Set problem → Copy out every line exactly, passing over the pictures.

Source data →

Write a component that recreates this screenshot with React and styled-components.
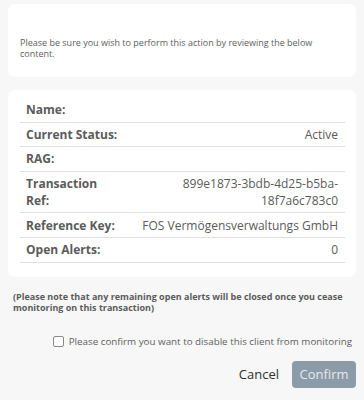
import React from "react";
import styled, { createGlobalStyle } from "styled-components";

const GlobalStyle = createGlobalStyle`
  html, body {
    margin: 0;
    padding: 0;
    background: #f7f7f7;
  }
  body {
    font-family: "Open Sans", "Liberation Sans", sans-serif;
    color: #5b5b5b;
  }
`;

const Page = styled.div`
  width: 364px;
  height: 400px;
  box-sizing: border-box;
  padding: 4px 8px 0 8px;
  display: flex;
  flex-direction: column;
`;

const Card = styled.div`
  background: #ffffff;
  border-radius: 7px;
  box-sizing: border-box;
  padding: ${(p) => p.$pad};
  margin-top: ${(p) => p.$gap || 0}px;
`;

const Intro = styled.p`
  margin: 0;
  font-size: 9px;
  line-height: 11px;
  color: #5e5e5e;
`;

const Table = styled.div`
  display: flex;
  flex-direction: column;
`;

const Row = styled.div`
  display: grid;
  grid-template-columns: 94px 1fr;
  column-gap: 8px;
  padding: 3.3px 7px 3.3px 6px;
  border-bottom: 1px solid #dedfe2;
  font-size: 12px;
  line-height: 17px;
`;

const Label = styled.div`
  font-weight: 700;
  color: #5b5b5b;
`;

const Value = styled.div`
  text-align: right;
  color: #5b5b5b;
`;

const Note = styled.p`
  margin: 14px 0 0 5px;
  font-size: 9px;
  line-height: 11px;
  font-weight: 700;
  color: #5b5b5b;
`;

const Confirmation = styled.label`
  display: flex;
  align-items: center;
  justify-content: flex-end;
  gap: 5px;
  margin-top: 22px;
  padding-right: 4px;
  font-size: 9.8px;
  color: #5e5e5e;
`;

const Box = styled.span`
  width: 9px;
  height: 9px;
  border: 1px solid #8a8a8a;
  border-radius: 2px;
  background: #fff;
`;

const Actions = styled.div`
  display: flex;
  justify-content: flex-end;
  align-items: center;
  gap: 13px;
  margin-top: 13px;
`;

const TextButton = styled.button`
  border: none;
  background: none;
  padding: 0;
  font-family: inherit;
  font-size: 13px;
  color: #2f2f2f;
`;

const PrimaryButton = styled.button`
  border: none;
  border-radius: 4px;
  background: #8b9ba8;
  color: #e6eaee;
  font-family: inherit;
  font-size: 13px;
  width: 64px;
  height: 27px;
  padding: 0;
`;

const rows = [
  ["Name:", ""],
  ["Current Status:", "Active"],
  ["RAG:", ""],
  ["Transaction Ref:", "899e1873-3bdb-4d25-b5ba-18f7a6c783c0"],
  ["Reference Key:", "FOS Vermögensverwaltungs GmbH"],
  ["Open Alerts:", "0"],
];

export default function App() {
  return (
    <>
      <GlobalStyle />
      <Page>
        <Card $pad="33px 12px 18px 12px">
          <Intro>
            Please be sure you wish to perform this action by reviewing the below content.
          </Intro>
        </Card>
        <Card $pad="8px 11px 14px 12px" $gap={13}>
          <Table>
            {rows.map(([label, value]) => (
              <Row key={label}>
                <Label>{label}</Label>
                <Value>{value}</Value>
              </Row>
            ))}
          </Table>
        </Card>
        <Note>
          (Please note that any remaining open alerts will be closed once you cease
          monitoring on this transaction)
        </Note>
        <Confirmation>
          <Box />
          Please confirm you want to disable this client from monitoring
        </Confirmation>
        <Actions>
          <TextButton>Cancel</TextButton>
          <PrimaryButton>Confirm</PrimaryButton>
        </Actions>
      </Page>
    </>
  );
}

Answer to the exercise →
Write a component that recreates this screenshot with React and styled-components.
import React from "react";
import styled, { createGlobalStyle } from "styled-components";

const GlobalStyle = createGlobalStyle`
  html, body {
    margin: 0;
    padding: 0;
    background: #f7f7f7;
  }
  body {
    font-family: "Open Sans", "Liberation Sans", sans-serif;
    color: #5b5b5b;
  }
`;

const Page = styled.div`
  width: 364px;
  height: 400px;
  box-sizing: border-box;
  padding: 4px 8px 0 8px;
  display: flex;
  flex-direction: column;
`;

const Card = styled.div`
  background: #ffffff;
  border-radius: 7px;
  box-sizing: border-box;
  padding: ${(p) => p.$pad};
  margin-top: ${(p) => p.$gap || 0}px;
`;

const Intro = styled.p`
  margin: 0;
  font-size: 9px;
  line-height: 11px;
  color: #5e5e5e;
`;

const Table = styled.div`
  display: flex;
  flex-direction: column;
`;

const Row = styled.div`
  display: grid;
  grid-template-columns: 94px 1fr;
  column-gap: 8px;
  padding: 3.3px 7px 3.3px 6px;
  border-bottom: 1px solid #dedfe2;
  font-size: 12px;
  line-height: 17px;
`;

const Label = styled.div`
  font-weight: 700;
  color: #5b5b5b;
`;

const Value = styled.div`
  text-align: right;
  color: #5b5b5b;
`;

const Note = styled.p`
  margin: 14px 0 0 5px;
  font-size: 9px;
  line-height: 11px;
  font-weight: 700;
  color: #5b5b5b;
`;

const Confirmation = styled.label`
  display: flex;
  align-items: center;
  justify-content: flex-end;
  gap: 5px;
  margin-top: 22px;
  padding-right: 4px;
  font-size: 9.8px;
  color: #5e5e5e;
`;

const Box = styled.span`
  width: 9px;
  height: 9px;
  border: 1px solid #8a8a8a;
  border-radius: 2px;
  background: #fff;
`;

const Actions = styled.div`
  display: flex;
  justify-content: flex-end;
  align-items: center;
  gap: 13px;
  margin-top: 13px;
`;

const TextButton = styled.button`
  border: none;
  background: none;
  padding: 0;
  font-family: inherit;
  font-size: 13px;
  color: #2f2f2f;
`;

const PrimaryButton = styled.button`
  border: none;
  border-radius: 4px;
  background: #8b9ba8;
  color: #e6eaee;
  font-family: inherit;
  font-size: 13px;
  width: 64px;
  height: 27px;
  padding: 0;
`;

const rows = [
  ["Name:", ""],
  ["Current Status:", "Active"],
  ["RAG:", ""],
  ["Transaction Ref:", "899e1873-3bdb-4d25-b5ba-18f7a6c783c0"],
  ["Reference Key:", "FOS Vermögensverwaltungs GmbH"],
  ["Open Alerts:", "0"],
];

export default function App() {
  return (
    <>
      <GlobalStyle />
      <Page>
        <Card $pad="33px 12px 18px 12px">
          <Intro>
            Please be sure you wish to perform this action by reviewing the below content.
          </Intro>
        </Card>
        <Card $pad="8px 11px 14px 12px" $gap={13}>
          <Table>
            {rows.map(([label, value]) => (
              <Row key={label}>
                <Label>{label}</Label>
                <Value>{value}</Value>
              </Row>
            ))}
          </Table>
        </Card>
        <Note>
          (Please note that any remaining open alerts will be closed once you cease
          monitoring on this transaction)
        </Note>
        <Confirmation>
          <Box />
          Please confirm you want to disable this client from monitoring
        </Confirmation>
        <Actions>
          <TextButton>Cancel</TextButton>
          <PrimaryButton>Confirm</PrimaryButton>
        </Actions>
      </Page>
    </>
  );
}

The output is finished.